- TO BE DONE: Go through the data below and gather each line containing "components".

- INFORMATION PROVIDED:
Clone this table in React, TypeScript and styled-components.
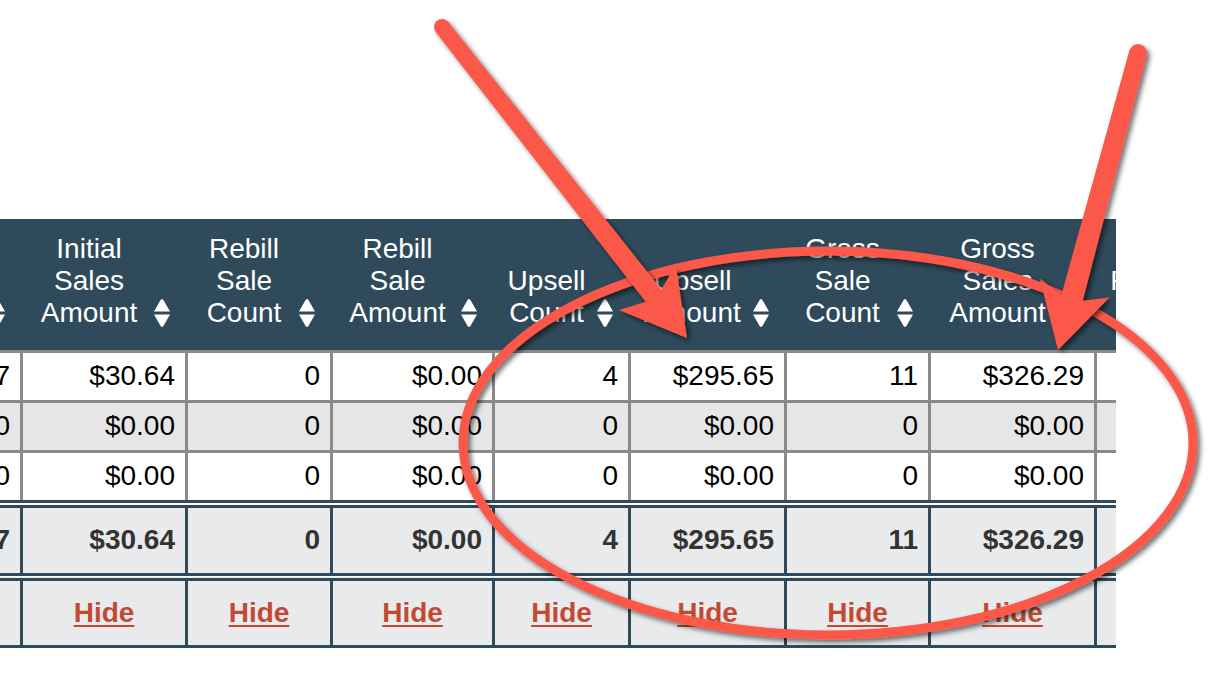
import React from "react";
import styled, { createGlobalStyle } from "styled-components";

const headerBg = "#2f4a5a";
const gridGray = "#8a8a8a";
const markRed = "#fc5848";

const GlobalStyle = createGlobalStyle`
  html, body {
    margin: 0;
    padding: 0;
    background: #ffffff;
  }
  body {
    font-family: "Liberation Sans", Arial, Helvetica, sans-serif;
  }
`;

const Page = styled.div`
  position: relative;
  width: 1216px;
  height: 676px;
  overflow: hidden;
  padding-top: 219px;
  box-sizing: border-box;
`;

const TableClip = styled.div`
  width: 1116px;
  overflow: hidden;
`;

const Table = styled.table`
  table-layout: fixed;
  border-collapse: collapse;
  width: 1344px;
  margin-left: -100px;
  font-size: 28px;
  line-height: 32px;
`;

const HeadCell = styled.th`
  background: ${headerBg};
  color: #ffffff;
  font-weight: normal;
  padding: 14px 15px 21px 5px;
  vertical-align: bottom;
  border: none;
`;

const HeadInner = styled.div`
  display: flex;
  align-items: flex-end;
`;

const HeadLabel = styled.span`
  flex: 1;
  text-align: center;
  white-space: pre-line;
`;

const SortGlyph = styled.svg`
  flex: none;
  display: block;
  width: 20px;
  height: 32px;
`;

const DataRow = styled.tr<{ $alt?: boolean }>`
  background: ${(p) => (p.$alt ? "#e6e6e6" : "#ffffff")};
`;

const DataCell = styled.td`
  border: 3px solid ${gridGray};
  padding: 7px 10px 8px;
  text-align: right;
  color: #000000;
  white-space: nowrap;
  overflow: hidden;
`;

const TotalCell = styled.td`
  background: #e9eaec;
  border-top: 8px double ${headerBg};
  border-left: 3px solid ${headerBg};
  border-right: 3px solid ${headerBg};
  padding: 16px 10px 17px;
  text-align: right;
  font-weight: bold;
  color: #333333;
  white-space: nowrap;
  overflow: hidden;
`;

const FooterCell = styled.td`
  background: #e9eaec;
  border-top: 8px double ${headerBg};
  border-left: 3px solid ${headerBg};
  border-right: 3px solid ${headerBg};
  border-bottom: 3px solid ${headerBg};
  padding: 16px 10px;
  text-align: center;
`;

const HideLink = styled.a`
  color: #c24a33;
  font-weight: bold;
  text-decoration: underline;
  text-decoration-thickness: 2px;
  text-underline-offset: 3px;
  cursor: pointer;
`;

const Overlay = styled.svg`
  position: absolute;
  left: 0;
  top: 0;
  width: 1216px;
  height: 676px;
  pointer-events: none;
`;

const columnWidths = [120, 165, 145, 162, 136, 156, 144, 166, 150];

const headers = [
  "Initial\nSale\nCount",
  "Initial\nSales\nAmount",
  "Rebill\nSale\nCount",
  "Rebill\nSale\nAmount",
  "Upsell\nCount",
  "Upsell\nAmount",
  "Gross\nSale\nCount",
  "Gross\nSales\nAmount",
  "Refund\nCount",
];

const rows = [
  ["17", "$30.64", "0", "$0.00", "4", "$295.65", "11", "$326.29", "0"],
  ["0", "$0.00", "0", "$0.00", "0", "$0.00", "0", "$0.00", "0"],
  ["0", "$0.00", "0", "$0.00", "0", "$0.00", "0", "$0.00", "0"],
];

const totals = ["17", "$30.64", "0", "$0.00", "4", "$295.65", "11", "$326.29", "0"];

const SortIcon = () => (
  <SortGlyph viewBox="0 0 20 32">
    <path d="M10 2 Q11 2 12 4 L18 14.5 L2 14.5 L8 4 Q9 2 10 2 Z" fill="#ffffff" />
    <path d="M2 17.5 L18 17.5 L12 28 Q11 30 10 30 Q9 30 8 28 Z" fill="#ffffff" />
  </SortGlyph>
);

type Pt = [number, number];

// skitch style arrow: round tail, shaft that widens, notched head
const arrowPath = (from: Pt, tip: Pt, w0: number, w1: number) => {
  const dx = tip[0] - from[0];
  const dy = tip[1] - from[1];
  const len = Math.hypot(dx, dy);
  const ux = dx / len;
  const uy = dy / len;
  const nx = -uy;
  const ny = ux;
  const headLen = 64;
  const headHalf = 36;
  const bx = tip[0] - ux * headLen;
  const by = tip[1] - uy * headLen;
  const ex = bx + ux * 10;
  const ey = by + uy * 10;
  const p = (x: number, y: number) => `${x.toFixed(1)} ${y.toFixed(1)}`;
  return [
    `M ${p(from[0] + nx * w0 / 2, from[1] + ny * w0 / 2)}`,
    `L ${p(ex + nx * w1 / 2, ey + ny * w1 / 2)}`,
    `L ${p(bx + nx * headHalf, by + ny * headHalf)}`,
    `L ${p(tip[0], tip[1])}`,
    `L ${p(bx - nx * headHalf, by - ny * headHalf)}`,
    `L ${p(ex - nx * w1 / 2, ey - ny * w1 / 2)}`,
    `L ${p(from[0] - nx * w0 / 2, from[1] - ny * w0 / 2)}`,
    "Z",
  ].join(" ");
};

const Markup = () => (
  <Overlay viewBox="0 0 1216 676">
    <defs>
      <filter id="markShadow" x="-10%" y="-10%" width="120%" height="120%">
        <feDropShadow dx="3" dy="3" stdDeviation="2.5" floodColor="#000000" floodOpacity="0.55" />
      </filter>
    </defs>
    <g filter="url(#markShadow)">
      <ellipse cx="828" cy="443" rx="365" ry="192" fill="none" stroke={markRed} strokeWidth="9" />
    </g>
    <g filter="url(#markShadow)" fill={markRed}>
      <circle cx="442" cy="27" r="8" />
      <path d={arrowPath([442, 27], [687, 338], 16, 20)} />
    </g>
    <g filter="url(#markShadow)" fill={markRed}>
      <circle cx="1138" cy="53" r="9" />
      <path d={arrowPath([1138, 53], [1058, 350], 18, 22)} />
    </g>
  </Overlay>
);

const App = () => {
  return (
    <Page>
      <GlobalStyle />
      <TableClip>
        <Table>
          <colgroup>
            {columnWidths.map((w, i) => (
              <col key={i} style={{ width: w }} />
            ))}
          </colgroup>
          <thead>
            <tr>
              {headers.map((h, i) => (
                <HeadCell key={i}>
                  <HeadInner>
                    <HeadLabel>{h}</HeadLabel>
                    <SortIcon />
                  </HeadInner>
                </HeadCell>
              ))}
            </tr>
          </thead>
          <tbody>
            {rows.map((r, ri) => (
              <DataRow key={ri} $alt={ri === 1}>
                {r.map((v, ci) => (
                  <DataCell key={ci}>{v}</DataCell>
                ))}
              </DataRow>
            ))}
          </tbody>
          <tfoot>
            <tr>
              {totals.map((v, ci) => (
                <TotalCell key={ci}>{v}</TotalCell>
              ))}
            </tr>
            <tr>
              {totals.map((_, ci) => (
                <FooterCell key={ci}>
                  <HideLink>Hide</HideLink>
                </FooterCell>
              ))}
            </tr>
          </tfoot>
        </Table>
      </TableClip>
      <Markup />
    </Page>
  );
};

export default App;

- ANSWER IN FULL:
Clone this table in React, TypeScript and styled-components.
import styled, { createGlobalStyle } from "styled-components";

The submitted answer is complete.